* Exercise task: Copy the material that follows word for word and omit its pictures.
(begin)
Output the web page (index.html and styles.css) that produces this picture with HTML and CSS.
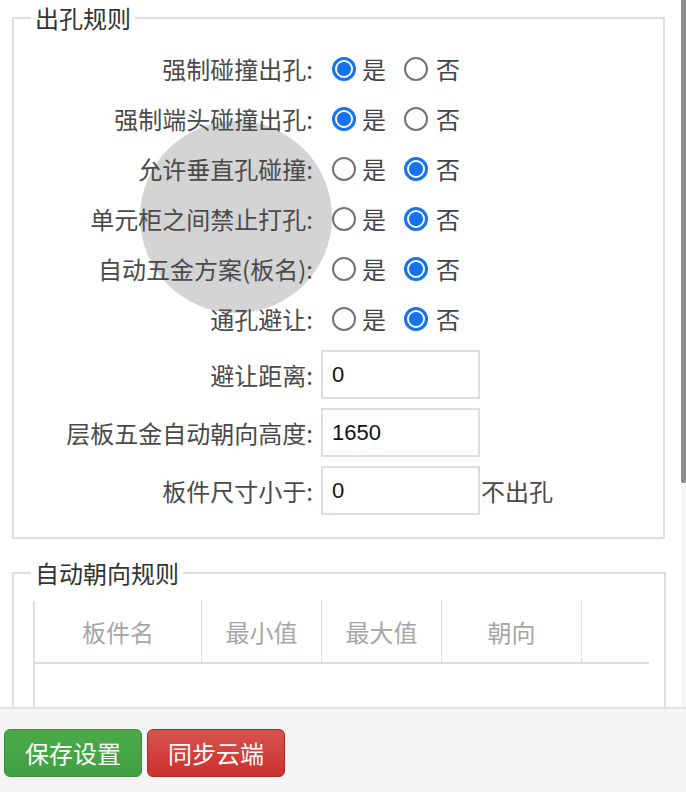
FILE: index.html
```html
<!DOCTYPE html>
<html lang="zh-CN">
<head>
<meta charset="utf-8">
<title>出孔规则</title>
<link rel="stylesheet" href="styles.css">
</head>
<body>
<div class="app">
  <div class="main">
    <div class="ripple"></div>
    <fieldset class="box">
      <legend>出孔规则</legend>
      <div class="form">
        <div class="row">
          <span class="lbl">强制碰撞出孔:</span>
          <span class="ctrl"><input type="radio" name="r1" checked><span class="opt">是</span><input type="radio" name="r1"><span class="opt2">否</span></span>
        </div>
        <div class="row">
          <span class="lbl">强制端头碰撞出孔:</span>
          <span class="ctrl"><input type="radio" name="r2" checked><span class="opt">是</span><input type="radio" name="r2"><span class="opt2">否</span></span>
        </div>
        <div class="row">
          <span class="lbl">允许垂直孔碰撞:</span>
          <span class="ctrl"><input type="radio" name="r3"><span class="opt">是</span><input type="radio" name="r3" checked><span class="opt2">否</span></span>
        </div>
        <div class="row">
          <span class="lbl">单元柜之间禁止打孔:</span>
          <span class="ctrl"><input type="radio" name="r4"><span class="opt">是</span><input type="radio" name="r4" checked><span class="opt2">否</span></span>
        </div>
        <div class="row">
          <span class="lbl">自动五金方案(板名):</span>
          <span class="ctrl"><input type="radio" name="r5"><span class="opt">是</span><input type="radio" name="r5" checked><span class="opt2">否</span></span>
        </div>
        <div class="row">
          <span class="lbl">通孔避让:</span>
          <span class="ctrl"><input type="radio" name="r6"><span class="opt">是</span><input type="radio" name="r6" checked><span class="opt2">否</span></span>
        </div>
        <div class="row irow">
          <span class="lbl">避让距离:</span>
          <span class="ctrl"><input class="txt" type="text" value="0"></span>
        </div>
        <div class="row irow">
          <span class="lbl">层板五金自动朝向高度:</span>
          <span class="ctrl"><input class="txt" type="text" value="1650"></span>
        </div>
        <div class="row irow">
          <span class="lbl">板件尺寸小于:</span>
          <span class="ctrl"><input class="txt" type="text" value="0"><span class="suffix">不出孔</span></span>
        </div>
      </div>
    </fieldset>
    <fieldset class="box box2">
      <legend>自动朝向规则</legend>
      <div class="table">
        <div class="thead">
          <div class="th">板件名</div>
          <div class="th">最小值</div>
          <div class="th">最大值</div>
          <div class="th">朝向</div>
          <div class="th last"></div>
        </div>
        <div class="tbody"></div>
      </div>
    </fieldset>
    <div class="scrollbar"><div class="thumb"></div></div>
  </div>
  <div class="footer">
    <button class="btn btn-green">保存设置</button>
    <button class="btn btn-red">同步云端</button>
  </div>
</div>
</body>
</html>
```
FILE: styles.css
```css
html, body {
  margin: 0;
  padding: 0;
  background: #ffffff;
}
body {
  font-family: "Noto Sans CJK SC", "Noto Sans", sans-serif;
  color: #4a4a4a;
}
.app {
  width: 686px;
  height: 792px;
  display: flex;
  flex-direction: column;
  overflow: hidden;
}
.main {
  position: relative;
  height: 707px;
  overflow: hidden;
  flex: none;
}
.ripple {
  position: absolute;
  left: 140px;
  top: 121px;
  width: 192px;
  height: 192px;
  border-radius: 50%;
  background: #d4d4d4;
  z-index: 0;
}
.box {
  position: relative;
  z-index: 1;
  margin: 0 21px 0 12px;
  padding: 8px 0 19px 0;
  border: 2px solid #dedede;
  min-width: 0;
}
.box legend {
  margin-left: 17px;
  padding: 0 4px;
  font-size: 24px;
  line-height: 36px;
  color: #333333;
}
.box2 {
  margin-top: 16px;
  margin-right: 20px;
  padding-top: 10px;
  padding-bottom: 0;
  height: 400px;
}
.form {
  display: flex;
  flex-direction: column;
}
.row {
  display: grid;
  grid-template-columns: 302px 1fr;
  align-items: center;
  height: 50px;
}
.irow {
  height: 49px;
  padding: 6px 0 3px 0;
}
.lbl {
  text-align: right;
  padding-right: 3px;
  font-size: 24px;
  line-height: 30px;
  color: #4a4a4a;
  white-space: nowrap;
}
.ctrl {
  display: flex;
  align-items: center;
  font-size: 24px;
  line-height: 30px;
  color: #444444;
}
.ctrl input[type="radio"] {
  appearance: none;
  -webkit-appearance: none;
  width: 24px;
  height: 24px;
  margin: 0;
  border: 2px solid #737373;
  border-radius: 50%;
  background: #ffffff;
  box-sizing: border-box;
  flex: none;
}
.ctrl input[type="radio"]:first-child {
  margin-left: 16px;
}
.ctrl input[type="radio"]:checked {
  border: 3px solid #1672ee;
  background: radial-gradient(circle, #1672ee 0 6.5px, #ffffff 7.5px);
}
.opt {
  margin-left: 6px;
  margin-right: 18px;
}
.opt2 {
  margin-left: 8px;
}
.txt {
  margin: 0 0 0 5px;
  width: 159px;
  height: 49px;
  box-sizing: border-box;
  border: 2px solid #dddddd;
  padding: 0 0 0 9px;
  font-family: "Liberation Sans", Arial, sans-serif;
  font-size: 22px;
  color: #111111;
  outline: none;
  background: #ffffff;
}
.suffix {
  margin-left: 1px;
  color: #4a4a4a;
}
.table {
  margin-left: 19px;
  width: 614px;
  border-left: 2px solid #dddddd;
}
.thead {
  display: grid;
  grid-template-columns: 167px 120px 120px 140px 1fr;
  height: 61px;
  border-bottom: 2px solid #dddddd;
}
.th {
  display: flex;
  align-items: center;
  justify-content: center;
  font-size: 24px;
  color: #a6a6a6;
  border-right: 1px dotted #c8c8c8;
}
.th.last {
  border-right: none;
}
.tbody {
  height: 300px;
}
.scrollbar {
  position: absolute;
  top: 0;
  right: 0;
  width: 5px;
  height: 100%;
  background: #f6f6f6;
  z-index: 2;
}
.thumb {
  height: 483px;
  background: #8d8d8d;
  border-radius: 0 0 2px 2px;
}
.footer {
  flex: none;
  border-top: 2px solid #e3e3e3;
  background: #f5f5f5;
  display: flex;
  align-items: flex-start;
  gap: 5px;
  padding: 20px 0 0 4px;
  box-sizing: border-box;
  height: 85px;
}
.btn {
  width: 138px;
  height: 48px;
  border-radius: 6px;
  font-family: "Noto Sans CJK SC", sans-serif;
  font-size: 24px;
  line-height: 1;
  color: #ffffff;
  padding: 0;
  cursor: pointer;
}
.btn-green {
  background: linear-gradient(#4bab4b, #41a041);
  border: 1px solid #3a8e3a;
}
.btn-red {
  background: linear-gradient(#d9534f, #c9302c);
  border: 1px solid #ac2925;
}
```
(end)
* Response below:
Output the web page (index.html and styles.css) that produces this picture with HTML and CSS.
FILE: index.html
```html
<!DOCTYPE html>
<html lang="zh-CN">
<head>
<meta charset="utf-8">
<title>出孔规则</title>
<link rel="stylesheet" href="styles.css">
</head>
<body>
<div class="app">
  <div class="main">
    <div class="ripple"></div>
    <fieldset class="box">
      <legend>出孔规则</legend>
      <div class="form">
        <div class="row">
          <span class="lbl">强制碰撞出孔:</span>
          <span class="ctrl"><input type="radio" name="r1" checked><span class="opt">是</span><input type="radio" name="r1"><span class="opt2">否</span></span>
        </div>
        <div class="row">
          <span class="lbl">强制端头碰撞出孔:</span>
          <span class="ctrl"><input type="radio" name="r2" checked><span class="opt">是</span><input type="radio" name="r2"><span class="opt2">否</span></span>
        </div>
        <div class="row">
          <span class="lbl">允许垂直孔碰撞:</span>
          <span class="ctrl"><input type="radio" name="r3"><span class="opt">是</span><input type="radio" name="r3" checked><span class="opt2">否</span></span>
        </div>
        <div class="row">
          <span class="lbl">单元柜之间禁止打孔:</span>
          <span class="ctrl"><input type="radio" name="r4"><span class="opt">是</span><input type="radio" name="r4" checked><span class="opt2">否</span></span>
        </div>
        <div class="row">
          <span class="lbl">自动五金方案(板名):</span>
          <span class="ctrl"><input type="radio" name="r5"><span class="opt">是</span><input type="radio" name="r5" checked><span class="opt2">否</span></span>
        </div>
        <div class="row">
          <span class="lbl">通孔避让:</span>
          <span class="ctrl"><input type="radio" name="r6"><span class="opt">是</span><input type="radio" name="r6" checked><span class="opt2">否</span></span>
        </div>
        <div class="row irow">
          <span class="lbl">避让距离:</span>
          <span class="ctrl"><input class="txt" type="text" value="0"></span>
        </div>
        <div class="row irow">
          <span class="lbl">层板五金自动朝向高度:</span>
          <span class="ctrl"><input class="txt" type="text" value="1650"></span>
        </div>
        <div class="row irow">
          <span class="lbl">板件尺寸小于:</span>
          <span class="ctrl"><input class="txt" type="text" value="0"><span class="suffix">不出孔</span></span>
        </div>
      </div>
    </fieldset>
    <fieldset class="box box2">
      <legend>自动朝向规则</legend>
      <div class="table">
        <div class="thead">
          <div class="th">板件名</div>
          <div class="th">最小值</div>
          <div class="th">最大值</div>
          <div class="th">朝向</div>
          <div class="th last"></div>
        </div>
        <div class="tbody"></div>
      </div>
    </fieldset>
    <div class="scrollbar"><div class="thumb"></div></div>
  </div>
  <div class="footer">
    <button class="btn btn-green">保存设置</button>
    <button class="btn btn-red">同步云端</button>
  </div>
</div>
</body>
</html>
```
FILE: styles.css
```css
html, body {
  margin: 0;
  padding: 0;
  background: #ffffff;
}
body {
  font-family: "Noto Sans CJK SC", "Noto Sans", sans-serif;
  color: #4a4a4a;
}
.app {
  width: 686px;
  height: 792px;
  display: flex;
  flex-direction: column;
  overflow: hidden;
}
.main {
  position: relative;
  height: 707px;
  overflow: hidden;
  flex: none;
}
.ripple {
  position: absolute;
  left: 140px;
  top: 121px;
  width: 192px;
  height: 192px;
  border-radius: 50%;
  background: #d4d4d4;
  z-index: 0;
}
.box {
  position: relative;
  z-index: 1;
  margin: 0 21px 0 12px;
  padding: 8px 0 19px 0;
  border: 2px solid #dedede;
  min-width: 0;
}
.box legend {
  margin-left: 17px;
  padding: 0 4px;
  font-size: 24px;
  line-height: 36px;
  color: #333333;
}
.box2 {
  margin-top: 16px;
  margin-right: 20px;
  padding-top: 10px;
  padding-bottom: 0;
  height: 400px;
}
.form {
  display: flex;
  flex-direction: column;
}
.row {
  display: grid;
  grid-template-columns: 302px 1fr;
  align-items: center;
  height: 50px;
}
.irow {
  height: 49px;
  padding: 6px 0 3px 0;
}
.lbl {
  text-align: right;
  padding-right: 3px;
  font-size: 24px;
  line-height: 30px;
  color: #4a4a4a;
  white-space: nowrap;
}
.ctrl {
  display: flex;
  align-items: center;
  font-size: 24px;
  line-height: 30px;
  color: #444444;
}
.ctrl input[type="radio"] {
  appearance: none;
  -webkit-appearance: none;
  width: 24px;
  height: 24px;
  margin: 0;
  border: 2px solid #737373;
  border-radius: 50%;
  background: #ffffff;
  box-sizing: border-box;
  flex: none;
}
.ctrl input[type="radio"]:first-child {
  margin-left: 16px;
}
.ctrl input[type="radio"]:checked {
  border: 3px solid #1672ee;
  background: radial-gradient(circle, #1672ee 0 6.5px, #ffffff 7.5px);
}
.opt {
  margin-left: 6px;
  margin-right: 18px;
}
.opt2 {
  margin-left: 8px;
}
.txt {
  margin: 0 0 0 5px;
  width: 159px;
  height: 49px;
  box-sizing: border-box;
  border: 2px solid #dddddd;
  padding: 0 0 0 9px;
  font-family: "Liberation Sans", Arial, sans-serif;
  font-size: 22px;
  color: #111111;
  outline: none;
  background: #ffffff;
}
.suffix {
  margin-left: 1px;
  color: #4a4a4a;
}
.table {
  margin-left: 19px;
  width: 614px;
  border-left: 2px solid #dddddd;
}
.thead {
  display: grid;
  grid-template-columns: 167px 120px 120px 140px 1fr;
  height: 61px;
  border-bottom: 2px solid #dddddd;
}
.th {
  display: flex;
  align-items: center;
  justify-content: center;
  font-size: 24px;
  color: #a6a6a6;
  border-right: 1px dotted #c8c8c8;
}
.th.last {
  border-right: none;
}
.tbody {
  height: 300px;
}
.scrollbar {
  position: absolute;
  top: 0;
  right: 0;
  width: 5px;
  height: 100%;
  background: #f6f6f6;
  z-index: 2;
}
.thumb {
  height: 483px;
  background: #8d8d8d;
  border-radius: 0 0 2px 2px;
}
.footer {
  flex: none;
  border-top: 2px solid #e3e3e3;
  background: #f5f5f5;
  display: flex;
  align-items: flex-start;
  gap: 5px;
  padding: 20px 0 0 4px;
  box-sizing: border-box;
  height: 85px;
}
.btn {
  width: 138px;
  height: 48px;
  border-radius: 6px;
  font-family: "Noto Sans CJK SC", sans-serif;
  font-size: 24px;
  line-height: 1;
  color: #ffffff;
  padding: 0;
  cursor: pointer;
}
.btn-green {
  background: linear-gradient(#4bab4b, #41a041);
  border: 1px solid #3a8e3a;
}
.btn-red {
  background: linear-gradient(#d9534f, #c9302c);
  border: 1px solid #ac2925;
}
```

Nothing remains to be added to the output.